I would like to discuss how copyout works, I mostly understand the
function/code, but it would be good to go over, when exactly copyout
should happen and what actually happens on a high level.

===

Where are page tables themselves stored in memory?

===

How would we implement a LRU paging out system? How do we keep track
of which pages have been most recently used?

===

In the last part of the page table lab, I only mark a page as
"accessed" if the user requesting access information has read
permissions for the given +page.  However, I can't think of anything
harmful that a user could do with access information for a page they
don't have permission to read. Was this permission check totally
unnecessary or am I overlooking something? Would the access bit still
be set by the hardware even if the physical page is accessed via a
different page table?

===

1) for the lab pgtbl, the second question's last part was the
following: What does the third to last page contain?
My answer was this:
    If I understand this correctly, the third to last page is the 509.
The pte ends in 13 which is 00010011 which means the pages is
accessible to user mode, is readable and valid. I suspect that it is
either trampoline or trapframe because vmprint is printing all the
pages and trampoline and trapframe should have been printed. I think
it's trapframe since it's below trampoline.

I am a little confused about the bits though. I have a feeling I'm
encoding this wrong because 00010011 doesn't match with neither the
RX--- nor the R-W-- that's written next to the trampoline and
trampfrane pages in figure 3.4.

Could you please explain the answer to this question?

===

Why do we design page tables with multiple levels?

===

I was a bit unsure about the discussion questions for lab 3 (pgtbl).
In particular, I was wondering about what other system calls could be
optimized via shared memory in user space, and also about the output
of vmprint.

===

How to use gdb to debug page-table?
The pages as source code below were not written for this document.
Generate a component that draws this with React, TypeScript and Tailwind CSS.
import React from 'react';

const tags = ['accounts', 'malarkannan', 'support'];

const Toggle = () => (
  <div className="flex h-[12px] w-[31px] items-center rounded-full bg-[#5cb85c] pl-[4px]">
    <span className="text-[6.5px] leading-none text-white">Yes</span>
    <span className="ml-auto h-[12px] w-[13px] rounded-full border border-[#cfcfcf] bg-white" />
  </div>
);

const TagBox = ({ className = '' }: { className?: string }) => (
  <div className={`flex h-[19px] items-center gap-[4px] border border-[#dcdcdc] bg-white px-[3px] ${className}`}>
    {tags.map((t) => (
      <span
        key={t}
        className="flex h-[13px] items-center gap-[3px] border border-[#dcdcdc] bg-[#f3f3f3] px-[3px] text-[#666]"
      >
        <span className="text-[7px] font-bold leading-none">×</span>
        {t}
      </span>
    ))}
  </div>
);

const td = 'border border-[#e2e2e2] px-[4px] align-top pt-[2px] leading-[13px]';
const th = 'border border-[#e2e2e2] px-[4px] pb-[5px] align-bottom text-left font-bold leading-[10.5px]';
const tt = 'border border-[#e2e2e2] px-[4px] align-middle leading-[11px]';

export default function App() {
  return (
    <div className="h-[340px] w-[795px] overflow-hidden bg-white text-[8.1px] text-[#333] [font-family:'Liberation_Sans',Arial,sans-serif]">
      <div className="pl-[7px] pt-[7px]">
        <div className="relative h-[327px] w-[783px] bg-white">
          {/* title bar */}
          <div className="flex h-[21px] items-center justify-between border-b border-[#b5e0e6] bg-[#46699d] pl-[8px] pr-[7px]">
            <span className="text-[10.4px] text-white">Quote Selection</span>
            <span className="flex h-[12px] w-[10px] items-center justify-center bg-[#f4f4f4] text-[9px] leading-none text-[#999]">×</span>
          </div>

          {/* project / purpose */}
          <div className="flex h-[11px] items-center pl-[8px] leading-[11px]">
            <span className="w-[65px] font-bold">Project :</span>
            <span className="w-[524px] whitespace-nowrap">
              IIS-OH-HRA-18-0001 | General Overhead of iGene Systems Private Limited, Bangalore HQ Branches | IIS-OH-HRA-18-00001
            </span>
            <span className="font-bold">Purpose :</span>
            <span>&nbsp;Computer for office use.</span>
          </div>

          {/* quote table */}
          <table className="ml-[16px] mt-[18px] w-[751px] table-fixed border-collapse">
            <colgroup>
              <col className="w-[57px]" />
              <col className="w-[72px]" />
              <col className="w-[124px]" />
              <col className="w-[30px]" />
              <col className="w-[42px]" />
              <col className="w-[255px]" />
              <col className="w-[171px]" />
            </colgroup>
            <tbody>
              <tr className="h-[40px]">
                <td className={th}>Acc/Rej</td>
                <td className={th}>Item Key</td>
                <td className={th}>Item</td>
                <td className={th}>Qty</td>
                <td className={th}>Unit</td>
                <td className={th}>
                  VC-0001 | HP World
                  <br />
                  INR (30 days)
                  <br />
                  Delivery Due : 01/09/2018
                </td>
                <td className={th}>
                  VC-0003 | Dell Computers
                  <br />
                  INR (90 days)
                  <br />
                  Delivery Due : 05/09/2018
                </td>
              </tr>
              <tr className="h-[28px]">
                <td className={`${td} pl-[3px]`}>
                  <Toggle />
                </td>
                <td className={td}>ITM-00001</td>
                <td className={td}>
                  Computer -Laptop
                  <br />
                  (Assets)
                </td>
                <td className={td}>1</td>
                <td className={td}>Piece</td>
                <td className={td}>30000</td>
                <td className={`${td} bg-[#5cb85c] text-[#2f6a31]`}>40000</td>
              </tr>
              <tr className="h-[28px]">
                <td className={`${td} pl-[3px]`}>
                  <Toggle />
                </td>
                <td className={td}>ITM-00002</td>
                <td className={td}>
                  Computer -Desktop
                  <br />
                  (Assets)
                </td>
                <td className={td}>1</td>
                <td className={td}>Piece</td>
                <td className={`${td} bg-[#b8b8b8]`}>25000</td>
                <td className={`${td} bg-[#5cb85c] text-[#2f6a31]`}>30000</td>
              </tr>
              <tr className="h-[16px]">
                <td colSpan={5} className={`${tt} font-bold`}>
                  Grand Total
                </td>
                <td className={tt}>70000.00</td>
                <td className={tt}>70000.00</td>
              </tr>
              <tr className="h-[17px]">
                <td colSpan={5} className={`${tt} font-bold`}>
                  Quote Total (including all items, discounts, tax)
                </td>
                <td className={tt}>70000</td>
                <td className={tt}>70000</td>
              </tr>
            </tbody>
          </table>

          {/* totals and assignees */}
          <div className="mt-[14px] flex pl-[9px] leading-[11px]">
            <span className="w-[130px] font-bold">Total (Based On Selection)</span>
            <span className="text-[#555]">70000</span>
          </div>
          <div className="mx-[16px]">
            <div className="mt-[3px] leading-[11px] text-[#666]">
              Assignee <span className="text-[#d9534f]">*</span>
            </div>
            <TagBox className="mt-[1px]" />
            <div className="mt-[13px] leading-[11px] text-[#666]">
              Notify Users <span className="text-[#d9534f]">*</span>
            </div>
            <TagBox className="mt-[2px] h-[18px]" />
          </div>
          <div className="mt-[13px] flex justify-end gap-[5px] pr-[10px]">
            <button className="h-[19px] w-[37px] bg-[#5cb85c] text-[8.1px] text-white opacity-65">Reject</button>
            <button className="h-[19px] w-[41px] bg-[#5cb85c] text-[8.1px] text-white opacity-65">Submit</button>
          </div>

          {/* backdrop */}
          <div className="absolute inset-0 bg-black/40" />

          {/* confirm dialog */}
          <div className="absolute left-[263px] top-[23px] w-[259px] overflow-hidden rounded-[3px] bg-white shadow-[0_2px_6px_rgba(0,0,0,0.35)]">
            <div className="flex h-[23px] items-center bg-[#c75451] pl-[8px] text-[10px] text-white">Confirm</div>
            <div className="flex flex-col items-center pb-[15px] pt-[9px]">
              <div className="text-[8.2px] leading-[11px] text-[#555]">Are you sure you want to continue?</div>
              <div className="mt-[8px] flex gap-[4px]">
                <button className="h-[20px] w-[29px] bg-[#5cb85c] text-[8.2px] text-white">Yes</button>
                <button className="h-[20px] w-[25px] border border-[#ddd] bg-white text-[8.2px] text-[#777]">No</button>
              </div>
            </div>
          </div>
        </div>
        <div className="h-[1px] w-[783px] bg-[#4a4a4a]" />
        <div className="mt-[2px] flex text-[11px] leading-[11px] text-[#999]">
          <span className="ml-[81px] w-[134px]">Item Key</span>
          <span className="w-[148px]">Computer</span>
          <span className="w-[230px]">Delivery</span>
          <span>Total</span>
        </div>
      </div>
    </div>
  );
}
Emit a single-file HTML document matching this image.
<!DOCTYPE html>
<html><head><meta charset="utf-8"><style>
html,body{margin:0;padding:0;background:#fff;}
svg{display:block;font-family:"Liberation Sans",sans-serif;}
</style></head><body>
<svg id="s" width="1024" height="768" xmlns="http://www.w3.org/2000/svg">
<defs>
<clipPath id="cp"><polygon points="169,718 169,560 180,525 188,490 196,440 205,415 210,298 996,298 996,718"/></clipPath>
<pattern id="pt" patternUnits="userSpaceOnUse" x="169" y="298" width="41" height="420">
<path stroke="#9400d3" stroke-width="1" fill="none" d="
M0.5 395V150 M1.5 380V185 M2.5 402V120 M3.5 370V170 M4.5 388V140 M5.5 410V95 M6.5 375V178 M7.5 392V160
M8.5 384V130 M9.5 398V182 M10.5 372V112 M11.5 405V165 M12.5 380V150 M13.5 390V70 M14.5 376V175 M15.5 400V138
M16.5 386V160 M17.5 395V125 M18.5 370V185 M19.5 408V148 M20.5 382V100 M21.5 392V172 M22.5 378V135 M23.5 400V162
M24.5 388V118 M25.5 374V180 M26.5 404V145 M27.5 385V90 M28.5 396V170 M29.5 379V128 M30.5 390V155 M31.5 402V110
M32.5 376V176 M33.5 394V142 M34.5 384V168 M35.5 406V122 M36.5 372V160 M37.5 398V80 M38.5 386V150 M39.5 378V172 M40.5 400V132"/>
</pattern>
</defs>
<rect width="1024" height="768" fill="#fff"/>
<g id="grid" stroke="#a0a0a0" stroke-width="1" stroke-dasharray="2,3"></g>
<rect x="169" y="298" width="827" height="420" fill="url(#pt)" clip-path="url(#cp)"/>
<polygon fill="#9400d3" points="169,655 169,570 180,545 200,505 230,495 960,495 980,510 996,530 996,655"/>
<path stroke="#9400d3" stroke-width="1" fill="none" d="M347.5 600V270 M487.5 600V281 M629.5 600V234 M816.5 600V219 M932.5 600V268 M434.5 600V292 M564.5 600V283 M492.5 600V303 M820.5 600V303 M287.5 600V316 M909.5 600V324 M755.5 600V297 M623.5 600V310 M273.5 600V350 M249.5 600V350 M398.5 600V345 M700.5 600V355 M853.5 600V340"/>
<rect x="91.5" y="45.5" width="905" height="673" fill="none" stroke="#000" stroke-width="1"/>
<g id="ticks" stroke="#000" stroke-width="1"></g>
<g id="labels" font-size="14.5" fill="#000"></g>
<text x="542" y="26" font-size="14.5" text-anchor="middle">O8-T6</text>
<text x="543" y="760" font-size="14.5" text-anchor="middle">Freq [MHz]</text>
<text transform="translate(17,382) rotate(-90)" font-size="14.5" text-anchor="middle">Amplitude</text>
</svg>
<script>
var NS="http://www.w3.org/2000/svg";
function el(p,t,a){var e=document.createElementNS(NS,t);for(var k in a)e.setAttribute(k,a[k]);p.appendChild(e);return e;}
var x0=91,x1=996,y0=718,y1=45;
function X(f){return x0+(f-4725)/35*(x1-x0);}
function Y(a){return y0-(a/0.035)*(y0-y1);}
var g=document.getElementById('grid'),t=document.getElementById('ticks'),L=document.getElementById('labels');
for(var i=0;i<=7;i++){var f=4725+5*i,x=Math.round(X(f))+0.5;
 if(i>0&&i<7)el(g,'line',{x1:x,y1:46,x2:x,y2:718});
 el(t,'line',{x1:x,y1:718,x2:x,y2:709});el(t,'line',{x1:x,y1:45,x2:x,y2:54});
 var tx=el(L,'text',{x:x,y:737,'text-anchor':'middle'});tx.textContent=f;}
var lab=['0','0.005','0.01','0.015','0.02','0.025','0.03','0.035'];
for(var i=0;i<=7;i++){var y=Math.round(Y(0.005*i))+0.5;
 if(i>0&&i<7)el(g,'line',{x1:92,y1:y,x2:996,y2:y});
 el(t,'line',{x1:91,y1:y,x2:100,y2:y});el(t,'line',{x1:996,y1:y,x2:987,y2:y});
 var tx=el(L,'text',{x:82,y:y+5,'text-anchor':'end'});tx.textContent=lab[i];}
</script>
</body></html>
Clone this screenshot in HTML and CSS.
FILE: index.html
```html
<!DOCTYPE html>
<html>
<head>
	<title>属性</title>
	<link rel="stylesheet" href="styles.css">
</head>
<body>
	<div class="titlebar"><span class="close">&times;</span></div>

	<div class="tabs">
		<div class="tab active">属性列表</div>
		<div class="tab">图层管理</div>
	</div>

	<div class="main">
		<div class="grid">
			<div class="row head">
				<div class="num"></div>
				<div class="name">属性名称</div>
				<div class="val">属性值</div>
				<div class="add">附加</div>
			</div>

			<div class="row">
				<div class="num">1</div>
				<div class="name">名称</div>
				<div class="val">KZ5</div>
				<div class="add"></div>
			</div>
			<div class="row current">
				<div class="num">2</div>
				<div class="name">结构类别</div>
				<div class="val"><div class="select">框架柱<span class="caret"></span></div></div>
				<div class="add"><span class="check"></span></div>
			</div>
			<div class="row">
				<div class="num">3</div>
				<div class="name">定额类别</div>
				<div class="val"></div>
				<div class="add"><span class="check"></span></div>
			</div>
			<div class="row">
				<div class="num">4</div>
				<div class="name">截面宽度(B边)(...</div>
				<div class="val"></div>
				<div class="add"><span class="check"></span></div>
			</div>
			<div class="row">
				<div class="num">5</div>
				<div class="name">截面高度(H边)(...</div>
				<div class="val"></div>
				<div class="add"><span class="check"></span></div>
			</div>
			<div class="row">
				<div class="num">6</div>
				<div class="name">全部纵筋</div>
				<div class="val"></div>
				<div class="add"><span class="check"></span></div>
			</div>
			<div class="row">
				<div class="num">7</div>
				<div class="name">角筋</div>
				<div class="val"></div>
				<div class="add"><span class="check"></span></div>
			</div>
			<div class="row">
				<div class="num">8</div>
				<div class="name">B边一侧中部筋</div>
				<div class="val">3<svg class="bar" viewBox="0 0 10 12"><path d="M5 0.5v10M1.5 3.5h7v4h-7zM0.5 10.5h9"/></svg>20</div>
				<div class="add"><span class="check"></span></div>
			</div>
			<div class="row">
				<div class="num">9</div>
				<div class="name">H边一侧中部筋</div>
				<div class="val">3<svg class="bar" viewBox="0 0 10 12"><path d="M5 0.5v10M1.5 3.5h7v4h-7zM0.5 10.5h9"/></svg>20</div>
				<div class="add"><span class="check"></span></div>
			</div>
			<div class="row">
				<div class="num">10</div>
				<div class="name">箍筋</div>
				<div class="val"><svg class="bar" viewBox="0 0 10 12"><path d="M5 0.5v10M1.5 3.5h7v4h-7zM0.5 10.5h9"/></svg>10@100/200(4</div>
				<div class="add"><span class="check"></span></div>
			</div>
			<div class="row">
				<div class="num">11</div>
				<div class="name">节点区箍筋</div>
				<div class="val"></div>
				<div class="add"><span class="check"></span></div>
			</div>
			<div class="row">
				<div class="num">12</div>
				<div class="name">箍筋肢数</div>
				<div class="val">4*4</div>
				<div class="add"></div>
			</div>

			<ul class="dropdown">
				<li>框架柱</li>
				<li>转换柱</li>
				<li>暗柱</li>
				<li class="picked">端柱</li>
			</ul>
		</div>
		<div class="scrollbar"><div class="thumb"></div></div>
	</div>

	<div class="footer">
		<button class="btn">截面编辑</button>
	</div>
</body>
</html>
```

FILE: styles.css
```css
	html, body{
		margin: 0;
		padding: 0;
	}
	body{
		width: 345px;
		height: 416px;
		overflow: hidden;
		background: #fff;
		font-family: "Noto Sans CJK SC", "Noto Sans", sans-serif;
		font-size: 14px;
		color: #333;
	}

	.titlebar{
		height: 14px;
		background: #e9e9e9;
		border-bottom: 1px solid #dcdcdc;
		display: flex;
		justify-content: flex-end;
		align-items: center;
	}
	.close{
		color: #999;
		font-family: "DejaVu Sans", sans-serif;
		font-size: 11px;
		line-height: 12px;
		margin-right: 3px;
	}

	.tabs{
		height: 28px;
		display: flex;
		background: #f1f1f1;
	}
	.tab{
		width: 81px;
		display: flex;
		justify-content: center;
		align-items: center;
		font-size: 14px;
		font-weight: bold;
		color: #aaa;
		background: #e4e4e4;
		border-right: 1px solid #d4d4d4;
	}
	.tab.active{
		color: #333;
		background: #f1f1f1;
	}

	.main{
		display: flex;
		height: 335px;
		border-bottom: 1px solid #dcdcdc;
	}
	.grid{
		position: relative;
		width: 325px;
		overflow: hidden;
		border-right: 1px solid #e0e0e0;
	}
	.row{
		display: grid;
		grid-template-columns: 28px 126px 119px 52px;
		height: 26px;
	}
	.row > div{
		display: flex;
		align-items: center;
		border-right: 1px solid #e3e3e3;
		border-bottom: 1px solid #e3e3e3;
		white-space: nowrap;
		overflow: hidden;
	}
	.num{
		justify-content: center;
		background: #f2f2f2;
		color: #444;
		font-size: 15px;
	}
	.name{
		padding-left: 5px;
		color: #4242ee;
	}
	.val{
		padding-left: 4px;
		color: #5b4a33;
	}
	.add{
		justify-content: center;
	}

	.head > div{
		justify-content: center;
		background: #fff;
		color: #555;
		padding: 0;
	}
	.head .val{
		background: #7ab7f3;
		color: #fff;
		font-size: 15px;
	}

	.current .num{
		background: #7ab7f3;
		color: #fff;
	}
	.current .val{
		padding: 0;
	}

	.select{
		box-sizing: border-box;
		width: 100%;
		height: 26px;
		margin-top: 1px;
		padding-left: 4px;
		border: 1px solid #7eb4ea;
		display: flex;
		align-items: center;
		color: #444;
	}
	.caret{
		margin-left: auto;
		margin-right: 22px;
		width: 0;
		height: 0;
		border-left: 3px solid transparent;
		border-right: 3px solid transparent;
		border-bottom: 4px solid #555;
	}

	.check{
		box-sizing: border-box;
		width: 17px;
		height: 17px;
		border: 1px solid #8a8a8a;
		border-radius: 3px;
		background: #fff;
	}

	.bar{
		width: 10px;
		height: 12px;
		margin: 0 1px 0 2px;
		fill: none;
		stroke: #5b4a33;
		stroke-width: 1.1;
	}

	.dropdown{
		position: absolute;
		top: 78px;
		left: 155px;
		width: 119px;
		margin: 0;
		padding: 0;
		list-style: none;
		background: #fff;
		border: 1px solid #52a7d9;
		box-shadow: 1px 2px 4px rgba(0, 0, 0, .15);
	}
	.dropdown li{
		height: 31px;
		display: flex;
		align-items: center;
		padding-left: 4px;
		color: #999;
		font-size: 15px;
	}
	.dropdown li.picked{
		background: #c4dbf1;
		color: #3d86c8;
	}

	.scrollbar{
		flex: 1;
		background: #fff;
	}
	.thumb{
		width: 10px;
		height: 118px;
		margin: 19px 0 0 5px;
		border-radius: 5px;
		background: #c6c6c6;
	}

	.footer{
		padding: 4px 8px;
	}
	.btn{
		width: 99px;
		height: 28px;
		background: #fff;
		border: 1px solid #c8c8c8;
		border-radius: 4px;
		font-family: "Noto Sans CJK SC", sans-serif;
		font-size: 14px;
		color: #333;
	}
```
Is it possible to print out the
content of physical address?

===

How does the hardware set the bit for access for pagetable?

===

For lab pgtbl, we printed the initial page table, I am wondering
why there is little relationship between the pa.  For example, 509
0x0000000087f76000 for USYSCALL is close to 510 0x0000000087f77000 for
TRAPFRAME. While 511 0x0000000080007000 for TRAMPOLINE is far from
them.  ow are they allocated?

===

In the page table lab there was an optional challenge exercise for
using super-pages to reduce the number of PTEs. How do we determine
when the page walk should end early (to obtain a super-page)? I assume
that this is chosen by the OS upon a call to sbrk() as a function of
the parameter. How do we then combine ideas for lazy memory allocation
and super-pages? (lazy allocation allocates on a page by page basis,
but how do we know at which granularity to allocate?)

===

In the page table lab, it is written that pgaccess is used by garbage
collectors. I'd like to know in what way this information is used.
Also, doesn't using pgaccess unset the access bits of all pages, thus
causing it to only be usable once before it wipes the slate?

===

I got the logic for PTE_A but I'm not sure about the process, is this
a CPU thing that the page gets marked when it's accessed or it's
somewhere in the kernel?

=== Other

With regards to multiple of the labs, how come we need to hold a lock
when accessing some fields of the proc struct, but not others? What
does it mean for the ones we don't need a lock for to be "private to
the process" (i.e. what exactly is the difference between these two
sets of fields)?

====

Why does xv6 yield the CPU on every single timer interrupt? Isn't this
extremely performance-inefficient? How do real operating systems
handle the yielding of processes?

===

I'm a bit interested in how gdb actually works.

===

This is a more general question, but can we go over visually (maybe
thru a diagram or something) all the important registers for page
table/ trapframe sorts of things, along with important memory
addresses, and how those are different between physical and virtual
memory?  I know there's a diagram 3.3 that shows exactly that, but
it's still confusing to me. We've mentioned a lot of register names/
memory locs and they're all starting to blur together.